To many pro-democracy advocates, the timing of the arrests on August 30 was no coincidence. August 31 marks the five-year anniversary of the day the Standing Committee of the Chinese National People’s Congress officially approved its draft plan for universal suffrage in Hong Kong. The plan would have allowed for direct election of Hong Kong’s chief executive, but all candidates for that post would need to pass muster with a pro-Beijing committee. As I wrote back in 2014, the nominating committee’s role “would make it effectively impossible for anyone from Hong Kong’s pan-democracy opposition parties to even serve as a candidate” in a chief executive election.
Outrage over the perceived restriction on democratic choice led directly to the Umbrella Movement protests of five years ago – and the legacy of 2014, as Jessie Lau elucidated for The Diplomat Magazine, lives on in the current protest movement. Thus the August 31 anniversary is a key date for this year’s protests as well.
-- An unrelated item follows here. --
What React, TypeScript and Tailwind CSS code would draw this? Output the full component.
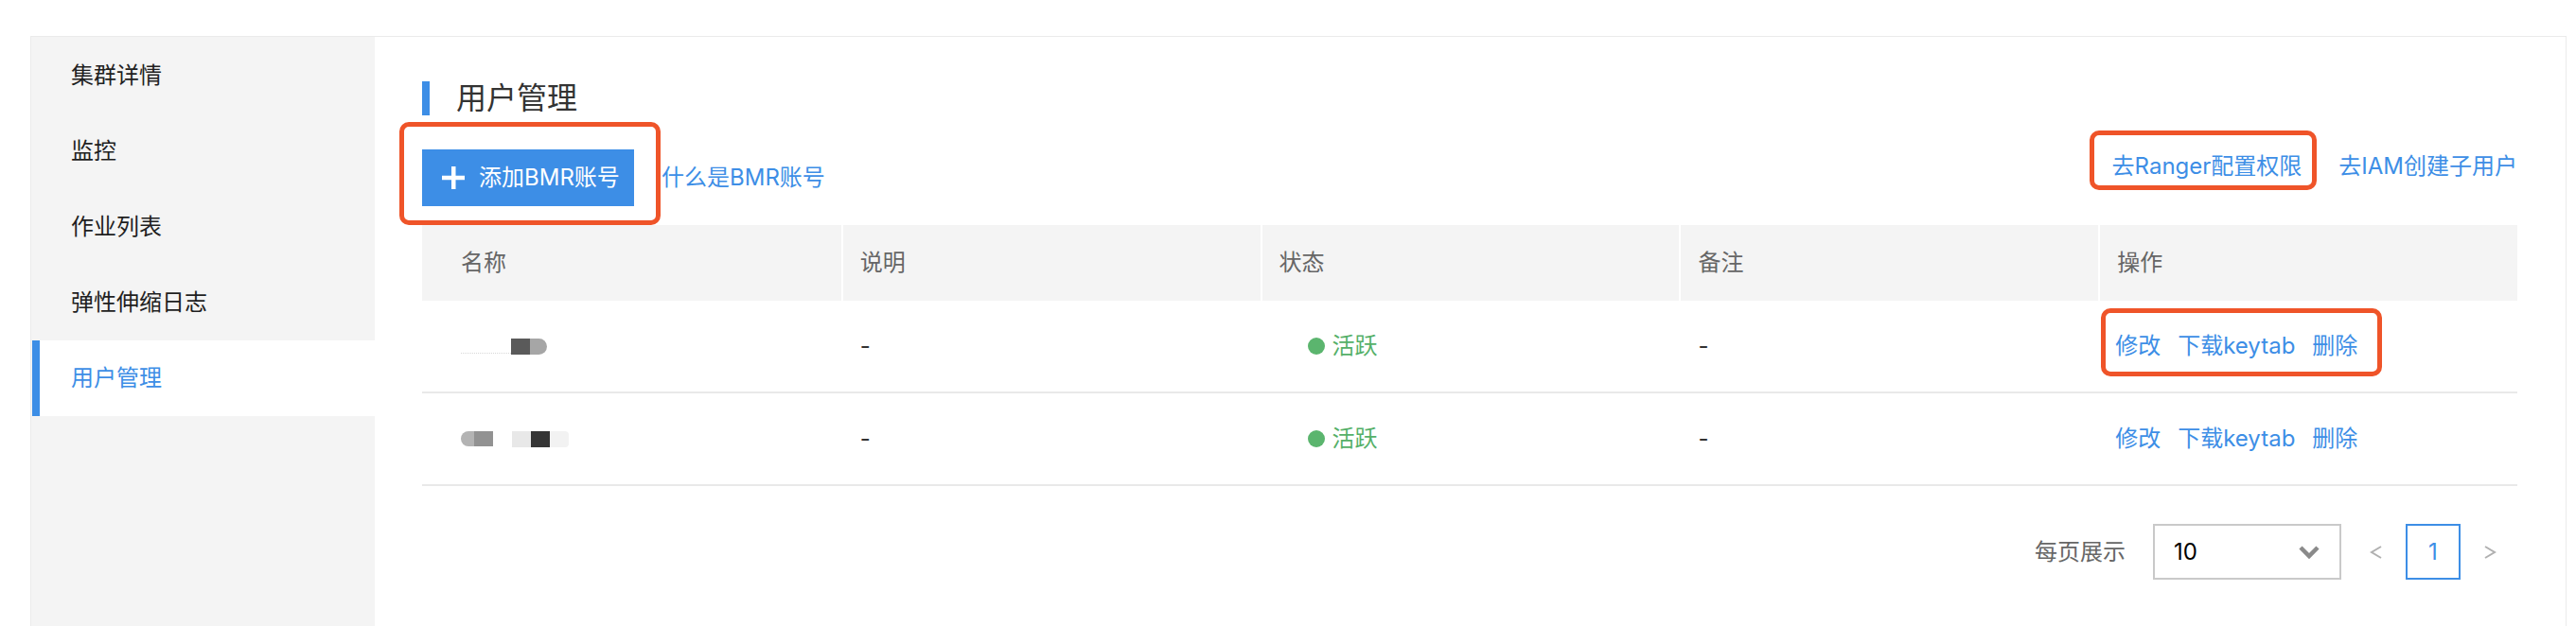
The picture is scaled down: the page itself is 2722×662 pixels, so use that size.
import { ReactNode } from "react";

const BLUE = "#3d8ee6";

const MENU = ["集群详情", "监控", "作业列表", "弹性伸缩日志", "用户管理"];
const COLUMNS = ["名称", "说明", "状态", "备注", "操作"];

// annotation frame drawn over a target element
function Mark({ className, children }: { className: string; children: ReactNode }) {
  return (
    <div className="relative">
      {children}
      <div className={`pointer-events-none absolute rounded-[10px] border-[5px] border-[#ef5429] ${className}`} />
    </div>
  );
}

function Plus() {
  return (
    <svg width="24" height="24" viewBox="0 0 24 24" fill="#fff">
      <rect x="10" y="0" width="4.5" height="24" />
      <rect x="0" y="9.75" width="24" height="4.5" />
    </svg>
  );
}

function Actions() {
  return (
    <div className="flex items-center gap-[18px] text-[24px] leading-[24px] text-[#3d8ee6]">
      <span>修改</span>
      <span>下载keytab</span>
      <span>删除</span>
    </div>
  );
}

function Status() {
  return (
    <div className="flex items-center gap-[8px] text-[24px] leading-[24px] text-[#55b068]">
      <span className="h-[18px] w-[18px] rounded-full bg-[#5bb56e]" />
      活跃
    </div>
  );
}

// blurred user names
function NameOne() {
  return (
    <div className="flex h-[17px] items-end">
      <span className="mb-[1px] h-[2px] w-[53px] border-b border-dotted border-[#d8d8d8]" />
      <span className="h-[17px] w-[20px] bg-[#5a5a5a]" />
      <span className="h-[17px] w-[18px] rounded-r-full bg-[#a6a6a6]" />
    </div>
  );
}

function NameTwo() {
  return (
    <div className="flex h-[17px] items-center">
      <span className="h-[16px] w-[14px] rounded-l-full bg-[#b3b3b3]" />
      <span className="h-[16px] w-[20px] bg-[#929292]" />
      <span className="w-[20px]" />
      <span className="h-[17px] w-[20px] bg-[#e8e8e8]" />
      <span className="h-[17px] w-[20px] bg-[#353535]" />
      <span className="h-[17px] w-[20px] rounded-r-[4px] bg-[#f2f2f2]" />
    </div>
  );
}

function Row({ name, marked }: { name: ReactNode; marked?: boolean }) {
  return (
    <div className="grid h-[98px] grid-cols-5 border-b-2 border-[#e9e9e9] text-[24px] leading-[24px] text-[#333]">
      <div className="flex items-center pl-[41px]">{name}</div>
      <div className="flex items-center pl-[20px]">-</div>
      <div className="flex items-center pl-[50px]">
        <Status />
      </div>
      <div className="flex items-center pl-[20px]">-</div>
      <div className="flex items-center pl-[18px]">
        {marked ? (
          <Mark className="-left-[15px] -right-[26px] -top-[28px] -bottom-[20px]">
            <Actions />
          </Mark>
        ) : (
          <Actions />
        )}
      </div>
    </div>
  );
}

export default function App() {
  return (
    <div className="h-[662px] overflow-hidden bg-white pl-[32px] pr-[10px] pt-[38px] [font-family:Inter,'Noto_Sans_CJK_SC',sans-serif]">
      <div className="flex min-h-[700px] border border-[#ebebeb]">
        {/* Sidebar */}
        <div className="w-[363px] bg-[#f4f4f4] pl-[1px] pt-[1px]">
          {MENU.map((item, i) =>
            i === MENU.length - 1 ? (
              <div
                key={item}
                className="flex h-[80px] items-center border-l-8 border-[#3d8ee6] bg-white pl-[33px] text-[24px] leading-[24px] text-[#3d8ee6]"
              >
                {item}
              </div>
            ) : (
              <div key={item} className="flex h-[80px] items-center pl-[41px] text-[24px] leading-[24px] text-[#1f1f1f]">
                {item}
              </div>
            )
          )}
        </div>

        {/* Main */}
        <div className="flex-1 bg-white pl-[50px] pr-[51px] pt-[47px]">
          <div className="flex h-[36px] items-center">
            <span className="h-[36px] w-[8px] bg-[#3d8ee6]" />
            <h1 className="ml-[28px] text-[32px] leading-[36px] text-[#333]">用户管理</h1>
          </div>

          <div className="mt-[36px] flex items-start justify-between">
            <div className="flex items-center">
              <Mark className="-left-[24px] -right-[28px] -top-[29px] -bottom-[20px]">
                <button className="flex h-[60px] w-[224px] items-center bg-[#3d8ee6] pl-[21px] text-[24px] leading-[24px] text-white">
                  <Plus />
                  <span className="ml-[15px]">添加BMR账号</span>
                </button>
              </Mark>
              <a className="ml-[29px] text-[24px] leading-[24px]" style={{ color: BLUE }}>
                什么是BMR账号
              </a>
            </div>
            <div className="mt-[6px] flex items-center gap-[39px] text-[24px] leading-[24px] text-[#3d8ee6]">
              <Mark className="-left-[24px] -right-[16px] -top-[26px] -bottom-[13px]">
                <a>去Ranger配置权限</a>
              </Mark>
              <a>去IAM创建子用户</a>
            </div>
          </div>

          {/* Table */}
          <div className="mt-[20px]">
            <div className="grid h-[80px] grid-cols-5 bg-[#f4f4f4] text-[24px] leading-[24px] text-[#666]">
              {COLUMNS.map((col, i) => (
                <div
                  key={col}
                  className={i === 0 ? "flex items-center pl-[41px]" : "flex items-center border-l-2 border-white pl-[18px]"}
                >
                  {col}
                </div>
              ))}
            </div>
            <Row name={<NameOne />} marked />
            <Row name={<NameTwo />} />
          </div>

          {/* Pagination */}
          <div className="mt-[40px] flex items-center justify-end">
            <span className="text-[24px] leading-[24px] text-[#666]">每页展示</span>
            <div className="ml-[29px] flex h-[59px] w-[199px] items-center justify-between border-2 border-[#c9c9c9] pl-[20px] pr-[20px]">
              <span className="text-[24px] leading-[24px] text-black">10</span>
              <svg width="24" height="16" viewBox="0 0 24 16">
                <polyline points="3,3 12,12 21,3" fill="none" stroke="#8a8a8a" strokeWidth="4.5" />
              </svg>
            </div>
            <div className="ml-[8px] flex h-[59px] w-[58px] items-center justify-center">
              <svg width="14" height="20" viewBox="0 0 14 20">
                <polyline points="12,4 2,10 12,16" fill="none" stroke="#b0b0b0" strokeWidth="2" />
              </svg>
            </div>
            <div className="ml-[2px] flex h-[59px] w-[58px] items-center justify-center border-2 border-[#3d8ee6] text-[24px] leading-[24px] text-[#3d8ee6]">
              1
            </div>
            <div className="ml-[2px] flex h-[59px] w-[58px] items-center justify-center">
              <svg width="14" height="20" viewBox="0 0 14 20">
                <polyline points="2,4 12,10 2,16" fill="none" stroke="#b0b0b0" strokeWidth="2" />
              </svg>
            </div>
          </div>
        </div>
      </div>
    </div>
  );
}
Writing on Twitter, Wong said that he and Chow were “furious about large-scale arrest [sic] on the day before 31 August.” Police, however, have denied that the timing of the arrests has anything to do with the anniversary.
Wong also expressed frustration that police were targeting leaders of the Umbrella Movement and holding them responsible for the current protests, which have been pointedly leaderless. “It is completely ridiculous that the police target specific prominent figures of social movement in the past and framing them as the leaders of the anti-extradition bill protests,” Wong wrote (all sic). “The 12-week long protests is prestiged as leaderless … We once again reiterate that Demosisto [the pro-democracy organization of which Wong and Chow are founding members] has never taken up any leading role during the movement.”
Given the organic nature of the current protests, the arrests will not stop the organization of further marches. They could, however, have a chilling effect by signaling the police will take even stronger action against demonstrators. In fact, the arrests are already having an impact. The Civil Human Rights Front, considered a moderate protest group, called off a planned march after losing its appeal over a police decision to deny permission for the protest.
“The first priority of the Civil Human Rights Front is to make sure that all of the participants who participate in our marches will be physically and legally safe,” Bonnie Leung, a leader of the CHRF, said, according to the Associated Press.
Leung pointed to the arrests of pro-democracy activists as a factor in the decision to cancel the march: “They arrested Joshua Wong and Agnes Chow this morning so there is a real danger we could face the same consequences as well.”
Since the demonstrations kicked off on June 9, Hong Kong police have arrested over 900 people on charges related to protest activities, including charges of rioting. The release of those already arrested, and the dropping of all rioting charges, are key demands of the protesters. The new wave of arrests sends a strong signal that the Hong Kong government is not going to meet those demands but is instead doubling down on its current approach.
That meshes with a recent Reuters scoop that the central government in Beijing has explicitly ordered the Hong Kong authorities not to give in to any of the protesters’ demands. The report, by James Pomfret and Greg Torode, cites anonymous sources “with direct knowledge” of a meeting where Beijing rejected Chief Executive Carrie Lam’s proposal for dealing with the protests. Lam was considering giving in to two of the protesters’ demands: formally withdrawing the controversial extradition bill that sparked the demonstrations in the first place and agreeing to an independent inquiry into how police handled their response to the protests. According to Reuters, “Beijing had rejected giving in to any of the protesters’ demands.”
That would explain why the Hong Kong government has seemed paralyzed in its response to the protests — unable to stop them but unwilling to make the necessary political compromises to address public anger behind the demonstrations. The wave of arrests on Friday, together with the police refusal to approve a planned protest for Saturday, signals an even more hardline stance as the Hong Kong government tries to bring the movement to an end.
Activists, however, predict the clampdown will have the opposite effect, and only galvanize more Hong Kongers to take to the streets. Leung of the CHRF pledged that the movement would not die down: “We will carry on. We will continue to apply for marches and Hong Kong people, I’m sure, will keep coming out to the streets.”